A client bought a house to make into a playroom for himself.

There was absolutely no budget, it was just: “Make this thing happen.”

We were basically removing the whole roof from an existing house, and then putting it back so it looked like it hadn't been removed. There were all kinds of crazy huge skylights and openings and slits in it, and the whole thing was made out of teak.

My boss had been going to the meetings with them, but the two of us in the office who were working on it had not. It was only through my boss that we knew the cast of characters—the client, the lead architect. We’d spent months going back and forth internally about this roof, and we had some questions, my coworker and I, for the other architect. So we called her and asked her about it. There was this long silence, and then she said, "That doesn't even exist in the project any more."

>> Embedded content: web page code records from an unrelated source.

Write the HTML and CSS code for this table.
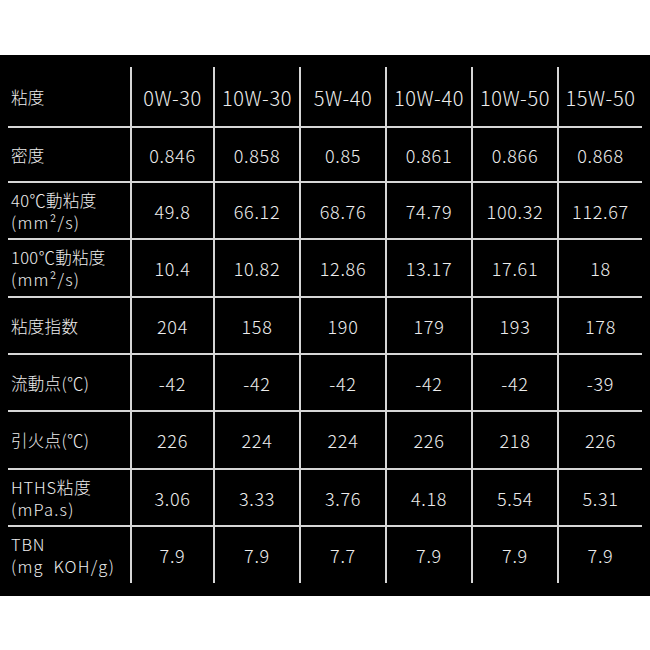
FILE: index.html
```html
<!DOCTYPE html>
<html lang="ja">
<head>
<meta charset="utf-8">
<title>粘度表</title>
<link rel="stylesheet" href="styles.css">
</head>
<body>
<div class="panel">
  <div class="grid">
    <div class="cell label">粘度</div>
    <div class="cell head">0W-30</div>
    <div class="cell head">10W-30</div>
    <div class="cell head">5W-40</div>
    <div class="cell head">10W-40</div>
    <div class="cell head">10W-50</div>
    <div class="cell head">15W-50</div>

    <div class="cell label">密度</div>
    <div class="cell">0.846</div>
    <div class="cell">0.858</div>
    <div class="cell">0.85</div>
    <div class="cell">0.861</div>
    <div class="cell">0.866</div>
    <div class="cell">0.868</div>

    <div class="cell label"><span>40℃動粘度</span><span class="unit">(mm²/s)</span></div>
    <div class="cell">49.8</div>
    <div class="cell">66.12</div>
    <div class="cell">68.76</div>
    <div class="cell">74.79</div>
    <div class="cell">100.32</div>
    <div class="cell">112.67</div>

    <div class="cell label"><span>100℃動粘度</span><span class="unit">(mm²/s)</span></div>
    <div class="cell">10.4</div>
    <div class="cell">10.82</div>
    <div class="cell">12.86</div>
    <div class="cell">13.17</div>
    <div class="cell">17.61</div>
    <div class="cell">18</div>

    <div class="cell label">粘度指数</div>
    <div class="cell">204</div>
    <div class="cell">158</div>
    <div class="cell">190</div>
    <div class="cell">179</div>
    <div class="cell">193</div>
    <div class="cell">178</div>

    <div class="cell label">流動点(℃)</div>
    <div class="cell">-42</div>
    <div class="cell">-42</div>
    <div class="cell">-42</div>
    <div class="cell">-42</div>
    <div class="cell">-42</div>
    <div class="cell">-39</div>

    <div class="cell label">引火点(℃)</div>
    <div class="cell">226</div>
    <div class="cell">224</div>
    <div class="cell">224</div>
    <div class="cell">226</div>
    <div class="cell">218</div>
    <div class="cell">226</div>

    <div class="cell label"><span class="latin">HTHS粘度</span><span class="unit">(mPa.s)</span></div>
    <div class="cell">3.06</div>
    <div class="cell">3.33</div>
    <div class="cell">3.76</div>
    <div class="cell">4.18</div>
    <div class="cell">5.54</div>
    <div class="cell">5.31</div>

    <div class="cell label"><span class="latin">TBN</span><span class="unit">(mg&nbsp; KOH/g)</span></div>
    <div class="cell">7.9</div>
    <div class="cell">7.9</div>
    <div class="cell">7.7</div>
    <div class="cell">7.9</div>
    <div class="cell">7.9</div>
    <div class="cell">7.9</div>
  </div>
</div>
</body>
</html>
```
FILE: styles.css
```css
html, body {
  margin: 0;
  padding: 0;
  background: #ffffff;
}

body {
  padding-top: 55px;
  font-family: "Noto Sans CJK JP", "Noto Sans", sans-serif;
  font-weight: 300;
}

.panel {
  background: #000000;
  height: 541px;
  box-sizing: border-box;
  padding: 12px 8px 0 8px;
}

.grid {
  display: grid;
  grid-template-columns: 122px 81px 84px 84px 84px 84px 83px;
  grid-template-rows: 59px 53px 55px 56px 55px 55px 56px 55px 56px;
  gap: 2px;
  background: #d6d6d6;
  width: 634px;
}

.cell {
  background: #000000;
  color: #ededed;
  font-size: 18px;
  letter-spacing: 0.7px;
  display: flex;
  align-items: center;
  justify-content: center;
  text-align: center;
  box-sizing: border-box;
}

.head {
  font-size: 20px;
  letter-spacing: 0.6px;
  padding-top: 1px;
}

.label {
  flex-direction: column;
  align-items: flex-start;
  justify-content: center;
  text-align: left;
  padding-left: 3px;
  line-height: 22px;
  font-size: 16.5px;
  letter-spacing: 0.3px;
}

.latin {
  letter-spacing: 0.8px;
}

.unit {
  letter-spacing: 1.2px;
}
```
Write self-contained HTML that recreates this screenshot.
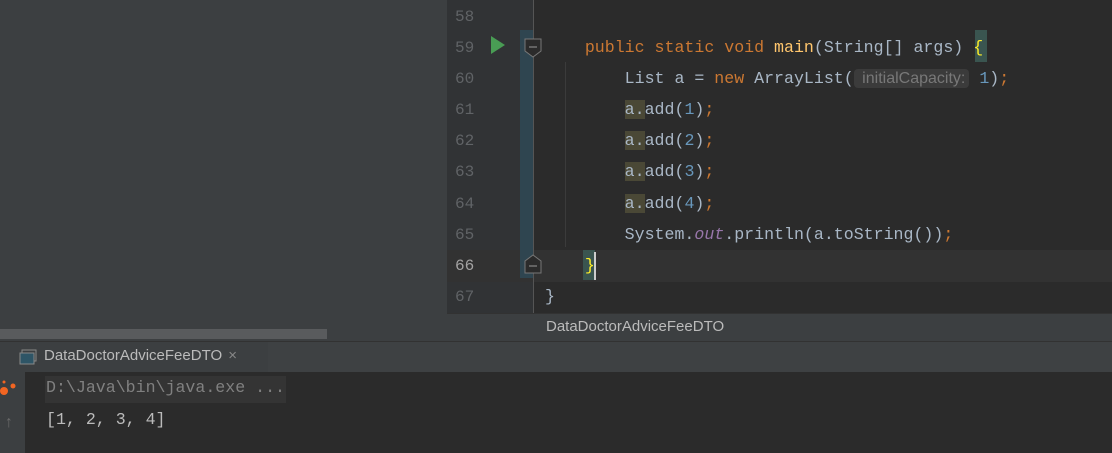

She just said straight out: "You guys don't have very good communication over there, do you?"

We hung up and went back to the boss.

"Oh, it's not a big deal, just change this," he said.

"But, Paul, we've been working on this for two weeks and it's completely not relevant."

"It's OK. Let's just change it."

In the end, it's not his time. It's my time.

I just saw the lead architect a couple weeks ago, and she was still laughing about the whole thing. She was like, "Man, you guys had some bad communication in that office." And I thought, great: It was so bad that we’re still talking about it two years later.

“Great. It was so bad that we’re still talking about it two years later.”

At the time, we told our boss that he should make notes after every meeting and go through them with us so that we could be more productive. But he didn't want to bother. Sometimes he wouldn't tell us he was going to the meetings, so he didn't have to check back in. It’s such an engineering thing to do. It's so logical, it makes such sense. On the other hand, it makes absolutely no sense, right?

Once in a while, though, he tried. He came back with these scribbled notes and would just leave them on our desk. We’d be like, "Paul, what's this?" But at least then we could ask what this meant, or that meant. We could be a little more proactive in asking questions about stuff that came up. So it helped a little.

But we were incredibly frustrated. Really, we were both pissed off. It was a pattern of bad communication. Someone doesn't just do this once. And in the end? It was the reason I left.